Chronological Thread 
  • From: Dan Palanza <dan AT capecod.net>
  • To: Ralph Johnson <johnson AT cs.uiuc.edu>, Mike Beedle <beedlem AT e-architects.com>, "'Pascal Costanza'" <pascal AT p-cos.net>
  • Cc: Skybarr8 AT aol.com, patterns-discussion AT cs.uiuc.edu, Laurie Iseman <liseman AT comcast.net>
  • Subject: Re: [patterns-discussion] Pattern-Oriented Programming
  • Date: Mon, 25 Oct 2004 06:49:54 -0400
  • List-archive: <http://mail.cs.uiuc.edu/pipermail/patterns-discussion>
  • List-id: General talk about software patterns <patterns-discussion.cs.uiuc.edu>

At 05:42 PM 10/24/2004, Ralph Johnson wrote:

Paul Graham built a system and a company, and sold the company to Yahoo.
Yahoo took it over and was successful with it, but eventually rewrote it all
in Java.  This is a typical story.  Why do people take successful systems in
Lisp (or Smalltalk, or ...) and rewrite them in much more boring and less
powerful languages?

The answer to this question Ralph could not be more simple: without an accountable measure of the comparative cost between a job well done and a job completed quick and dirty the uninformed culture will always choose quick and dirty. It is ironic that Lisp, which was designed to compute complex, recursive math problems, which tend to use and reuse data with continuous histories, also has a proper bookkeeping framework built into its design: a framework that will deliver the essential cost accounting that would prove the foolishness of quick and dirty.

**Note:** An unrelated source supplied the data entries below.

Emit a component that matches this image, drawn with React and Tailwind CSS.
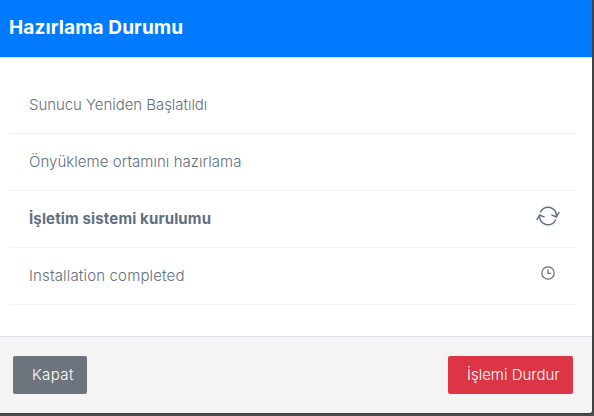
const steps = [
  { id: 'reboot', label: 'Sunucu Yeniden Başlatıldı', status: 'done', text: 'font-light tracking-[-0.05px]' },
  { id: 'boot', label: 'Önyükleme ortamını hazırlama', status: 'done', text: 'font-light tracking-[0.05px]' },
  { id: 'os', label: 'İşletim sistemi kurulumu', status: 'running', text: 'font-bold tracking-[0.14px]' },
  { id: 'finish', label: 'Installation completed', status: 'pending', text: 'font-light tracking-[0.16px]' },
];

function RefreshIcon() {
  return (
    <svg width="24" height="20" viewBox="0 0 24 20" fill="none" stroke="currentColor" strokeWidth="1.4">
      <path d="M4.2 6.6A8.4 8.4 0 0 1 20.4 10.4" />
      <path d="M19.8 13.4A8.4 8.4 0 0 1 3.6 9.6" />
      <path d="M15.4 8.8L20.4 11L23.2 6" />
      <path d="M8.6 11.2L3.6 9L0.8 14" />
    </svg>
  );
}

function ClockIcon() {
  return (
    <svg width="14" height="14" viewBox="0 0 14 14" fill="none" stroke="currentColor" strokeWidth="1.25">
      <circle cx="7" cy="7" r="6.2" />
      <path d="M7 3.2V7.4H10.2" />
    </svg>
  );
}

export default function App() {
  return (
    <div className="h-[416px] w-[594px] overflow-hidden bg-[#504e50] font-['Inter','Noto_Sans',sans-serif]">
      <div className="flex h-[413px] w-[592px] flex-col overflow-hidden rounded-br-[3px] bg-white shadow-[0_0_3px_rgba(0,0,0,0.6)]">
        <div className="flex h-[58px] shrink-0 items-center border-b border-[#dee2e6] bg-[#007bff] px-[9px] pb-px">
          <h1 className="whitespace-nowrap text-[19px] font-bold tracking-[0.1px] text-white">Hazırlama Durumu</h1>
        </div>

        <ul className="ml-[9px] mr-4 flex flex-1 flex-col pt-[19px] text-[#5f7080]">
          {steps.map((step) => (
            <li key={step.id} className="flex h-[57px] items-center justify-between border-b border-[#f1f2f3] pl-5 pr-4">
              <span className={`whitespace-nowrap text-[15px] leading-6 ${step.text}`}>{step.label}</span>
              {step.status === 'running' && (
                <span className="flex pb-[6px]">
                  <RefreshIcon />
                </span>
              )}
              {step.status === 'pending' && (
                <span className="mr-[5px] flex pb-[6px]">
                  <ClockIcon />
                </span>
              )}
            </li>
          ))}
        </ul>

        <div className="flex h-[77px] shrink-0 items-center justify-between border-t border-[#dee2e6] bg-[#f4f4f4] pl-[13px] pr-[19px]">
          <button className="h-[38px] w-[74px] whitespace-nowrap rounded-xs bg-[#6c757d] pl-[19px] text-left text-[15px] font-light tracking-[0.4px] text-white">
            Kapat
          </button>
          <button className="h-[38px] w-[125px] whitespace-nowrap rounded-xs bg-[#dc3545] pl-[19px] text-left text-[15px] font-light text-white">
            İşlemi Durdur
          </button>
        </div>
      </div>
    </div>
  );
}
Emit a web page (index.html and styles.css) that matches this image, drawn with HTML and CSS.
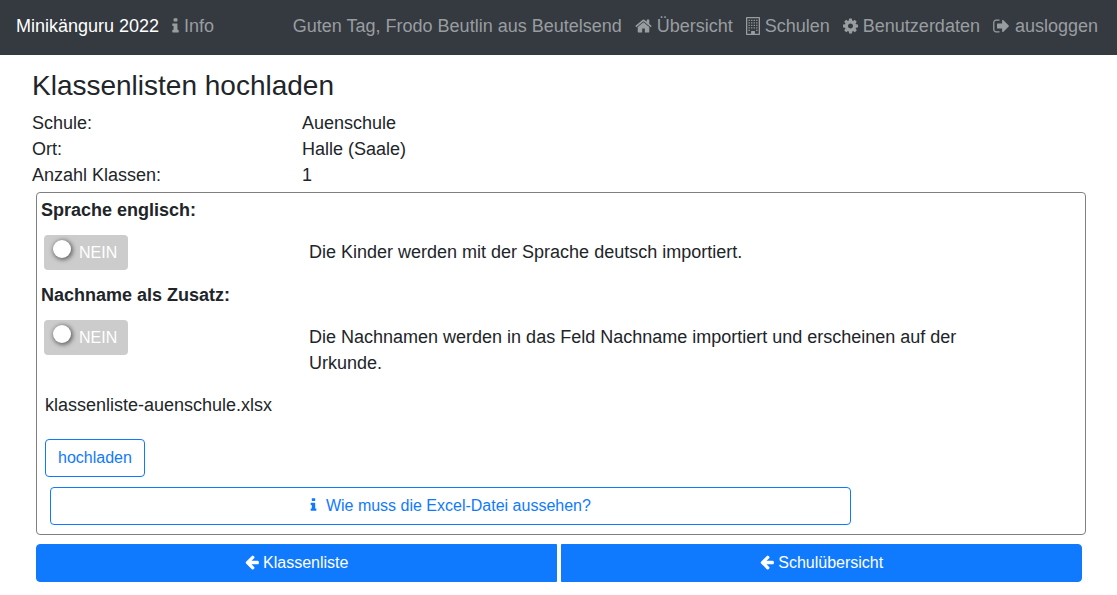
FILE: index.html
```html
<!DOCTYPE html>
<html lang="de">
<head>
<meta charset="utf-8">
<meta name="viewport" content="width=device-width, initial-scale=1">
<title>Minikänguru 2022</title>
<link rel="stylesheet" href="styles.css">
</head>
<body>
<svg class="sprite" aria-hidden="true">
  <symbol id="info" viewBox="576 0 640 1792"><path d="M1216 1344v128q0 26-19 45t-45 19h-512q-26 0-45-19t-19-45v-128q0-26 19-45t45-19h64v-384h-64q-26 0-45-19t-19-45v-128q0-26 19-45t45-19h384q26 0 45 19t19 45v576h64q26 0 45 19t19 45zm-128-1152v192q0 26-19 45t-45 19h-256q-26 0-45-19t-19-45v-192q0-26 19-45t45-19h256q26 0 45 19t19 45z"/></symbol>
  <symbol id="home" viewBox="64 0 1664 1792"><path d="M1472 992v480q0 26-19 45t-45 19h-384v-384h-256v384h-384q-26 0-45-19t-19-45v-480q0-1 .5-3t.5-3l575-474 575 474q1 2 1 6zm223-69l-62 74q-8 9-21 11h-3q-13 0-21-7l-692-577-692 577q-12 8-24 7-13-2-21-11l-62-74q-8-10-7-23.5t11-21.5l719-599q32-26 76-26t76 26l244 204v-195q0-14 9-23t23-9h192q14 0 23 9t9 23v408l219 182q10 8 11 21.5t-7 23.5z"/></symbol>
  <symbol id="building" viewBox="192 0 1408 1792"><path fill-rule="evenodd" d="M256 0h1280q26 0 45 19t19 45v1664q0 26-19 45t-45 19h-1280q-26 0-45-19t-19-45v-1664q0-26 19-45t45-19zM320 128v1536h384v-224q0-13 9.500-22.500t22.500-9.500h320q13 0 22.500 9.500t9.500 22.500v224h384v-1536z"/><path d="M448 256h128v128h-128zm256 0h128v128h-128zm256 0h128v128h-128zm256 0h128v128h-128zM448 512h128v128h-128zm256 0h128v128h-128zm256 0h128v128h-128zm256 0h128v128h-128zM448 768h128v128h-128zm256 0h128v128h-128zm256 0h128v128h-128zm256 0h128v128h-128zM448 1024h128v128h-128zm256 0h128v128h-128zm256 0h128v128h-128zm256 0h128v128h-128zM448 1280h128v128h-128zm768 0h128v128h-128z"/></symbol>
  <symbol id="cog" viewBox="128 0 1536 1792"><path d="M1152 896q0-106-75-181t-181-75-181 75-75 181 75 181 181 75 181-75 75-181zm512-109v222q0 12-8 23t-20 13l-185 28q-19 54-39 91 35 50 107 138 10 12 10 25t-9 23q-27 37-99 108t-94 71q-12 0-26-9l-138-108q-44 23-91 38-16 136-29 186-7 28-36 28h-222q-14 0-24.5-8.500t-11.500-21.500l-28-184q-49-16-90-37l-141 107q-10 9-25 9-14 0-25-11-126-114-165-168-7-10-7-23 0-12 8-23 15-21 51-66.500t54-70.500q-27-50-41-99l-183-27q-13-2-21-12.500t-8-23.500v-222q0-12 8-23t19-13l186-28q14-46 39-92-40-57-107-138-10-12-10-24 0-10 9-23 26-36 98.500-107.500t94.500-71.500q13 0 26 10l138 107q44-23 91-38 16-136 29-186 7-28 36-28h222q14 0 24.500 8.500t11.500 21.500l28 184q49 16 90 37l142-107q9-9 24-9 13 0 25 10 129 119 165 170 7 8 7 22 0 12-8 23-15 21-51 66.500t-54 70.500q26 50 41 98l183 28q13 2 21 12.500t8 23.500z"/></symbol>
  <symbol id="signout" viewBox="64 0 1664 1792"><path d="M704 1440q0 4 1 20t.5 26.500-3 23.500-10 19.500-20.500 6.500h-320q-119 0-203.500-84.500t-84.500-203.500v-704q0-119 84.500-203.500t203.500-84.500h320q13 0 22.500 9.500t9.500 22.500q0 4 1 20t.5 26.500-3 23.500-10 19.500-20.500 6.500h-320q-66 0-113 47t-47 113v704q0 66 47 113t113 47h312l11.500 1 11.500 3 8 5.500 7 9 2 13.500zm928-544q0 26-19 45l-544 544q-19 19-45 19t-45-19-19-45v-288h-448q-26 0-45-19t-19-45v-384q0-26 19-45t45-19h448v-288q0-26 19-45t45-19 45 19l544 544q19 19 19 45z"/></symbol>
  <symbol id="back" viewBox="128 0 1536 1792"><path d="M1664 896v128q0 53-32.500 90.500t-84.500 37.500h-704l293 294q38 36 38 90t-38 90l-75 76q-37 37-90 37-52 0-91-37l-651-652q-37-37-37-90 0-52 37-91l651-650q38-38 91-38 52 0 90 38l75 74q38 38 38 91t-38 91l-293 293h704q52 0 84.500 37.500t32.500 90.500z"/></symbol>
</svg>

<nav class="navbar">
  <a class="brand" href="#">Minikänguru 2022</a>
  <a class="nav-link" href="#"><svg class="icon icon-info"><use href="#info"/></svg> Info</a>
  <span class="greeting">Guten Tag, Frodo Beutlin aus Beutelsend</span>
  <a class="nav-link" href="#"><svg class="icon icon-wide"><use href="#home"/></svg> Übersicht</a>
  <a class="nav-link" href="#"><svg class="icon icon-building"><use href="#building"/></svg> Schulen</a>
  <a class="nav-link" href="#"><svg class="icon icon-cog"><use href="#cog"/></svg> Benutzerdaten</a>
  <a class="nav-link" href="#"><svg class="icon icon-wide"><use href="#signout"/></svg> ausloggen</a>
</nav>

<main class="content">
  <h1 class="title">Klassenlisten hochladen</h1>
  <dl class="facts">
    <dt>Schule:</dt><dd>Auenschule</dd>
    <dt>Ort:</dt><dd>Halle (Saale)</dd>
    <dt>Anzahl Klassen:</dt><dd>1</dd>
  </dl>

  <form class="upload">
    <div class="option-title">Sprache englisch:</div>
    <div class="option">
      <label class="toggle"><input class="knob" type="checkbox"><span>NEIN</span></label>
      <p class="option-text">Die Kinder werden mit der Sprache deutsch importiert.</p>
    </div>
    <div class="option-title">Nachname als Zusatz:</div>
    <div class="option">
      <label class="toggle"><input class="knob" type="checkbox"><span>NEIN</span></label>
      <p class="option-text">Die Nachnamen werden in das Feld Nachname importiert und erscheinen auf der Urkunde.</p>
    </div>
    <p class="filename">klassenliste-auenschule.xlsx</p>
    <button class="btn btn-outline btn-upload" type="button">hochladen</button>
    <button class="btn btn-outline btn-help" type="button"><svg class="icon icon-small icon-info"><use href="#info"/></svg>Wie muss die Excel-Datei aussehen?</button>
  </form>

  <div class="actions">
    <button class="btn btn-primary" type="button"><svg class="icon icon-small icon-back"><use href="#back"/></svg> Klassenliste</button>
    <button class="btn btn-primary" type="button"><svg class="icon icon-small icon-back"><use href="#back"/></svg> Schulübersicht</button>
  </div>
</main>
</body>
</html>
```

FILE: styles.css
```css
* {
  box-sizing: border-box;
}

body {
  margin: 0;
  background: #fff;
  color: #212529;
  font-family: "Liberation Sans", Arial, sans-serif;
  font-size: 18px;
  line-height: 26px;
}

.sprite {
  display: none;
}

.icon {
  height: 18px;
  fill: currentColor;
  vertical-align: -3px;
}

.icon-small {
  height: 16px;
  vertical-align: -2px;
}

.icon-info { width: 7px; }
.icon-wide { width: 17px; }
.icon-building { width: 14px; }
.icon-cog { width: 15px; }
.icon-back { width: 14px; }

/* Navigation */
.navbar {
  display: flex;
  align-items: center;
  gap: 13px;
  padding: 13px 19px 16px 16px;
  background: #343a40;
  white-space: nowrap;
}

.brand {
  color: #fff;
  text-decoration: none;
}

.nav-link,
.greeting {
  color: #9a9da0;
  text-decoration: none;
}

.greeting {
  margin-left: auto;
}

/* Page content */
.content {
  padding: 14px 31px 13px 32px;
}

.title {
  margin: 0 0 7px;
  font-size: 28px;
  font-weight: 400;
  line-height: 34px;
}

.facts {
  display: grid;
  grid-template-columns: 270px 1fr;
  margin: 0 0 4px;
}

.facts dd {
  margin: 0;
}

.upload {
  margin-left: 4px;
  padding: 4px 4px 9px;
  border: 1px solid #808080;
  border-radius: 4px;
}

.option-title {
  font-weight: 700;
}

.option {
  display: grid;
  grid-template-columns: 268px minmax(0, 660px);
  align-items: start;
}

.toggle {
  display: flex;
  align-items: flex-start;
  justify-self: start;
  gap: 8px;
  margin: 12px 3px;
  padding: 5px 11px 5px 9px;
  border-radius: 4px;
  background: #ccc;
  color: #fff;
  font-size: 16px;
  line-height: 25px;
}

.knob {
  appearance: none;
  width: 18px;
  height: 18px;
  margin: 0;
  border-radius: 50%;
  background: #fff;
  box-shadow: 1px 1px 4px 1px rgba(0, 0, 0, 0.5);
}

.option-text {
  margin: 16px 0;
}

.filename {
  margin: 0 4px 21px;
}

/* Buttons */
.btn {
  display: block;
  padding: 6px 12px;
  border: 1px solid #107aff;
  border-radius: 4px;
  font-family: inherit;
  font-size: 16px;
  line-height: 24px;
}

.btn-outline {
  background: #fff;
  color: #107aff;
}

.btn-upload {
  margin-left: 4px;
}

.btn-help {
  width: 77%;
  margin: 10px 0 0 9px;
}

.btn-help .icon {
  margin-right: 9px;
}

.btn-primary {
  flex: 1;
  background: #107aff;
  color: #fff;
}

.btn-primary:first-child {
  border-radius: 4px 0 0 4px;
}

.btn-primary:last-child {
  border-radius: 0 4px 4px 0;
}

.actions {
  display: flex;
  gap: 4px;
  margin: 9px 4px 0;
}
```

We need to understand this if we want to make the world
safe for powerful languages.

This statement is even more ironic. Mike Beedle pointed to Design Patterns built into Lisp. I'm pointing to a bookkeeping pattern language built into lisp. The design-evolution of lisp did not address either of these domains, yet their design evolved into these pattern solutions. Could it be that doing the right thing, in resolving the recursive math that drove Lisp's language design, also is the right thing to do in other disciplines?

Could there be a greater testimonial to pattern study?

IOW, Lisp demonstrates that there is more to pattern study than the present OO dominated software culture now understands. What's more, that such stubborn adherence to OO's half-baked solution is the real problem in the way of making the world safe for powerful languages.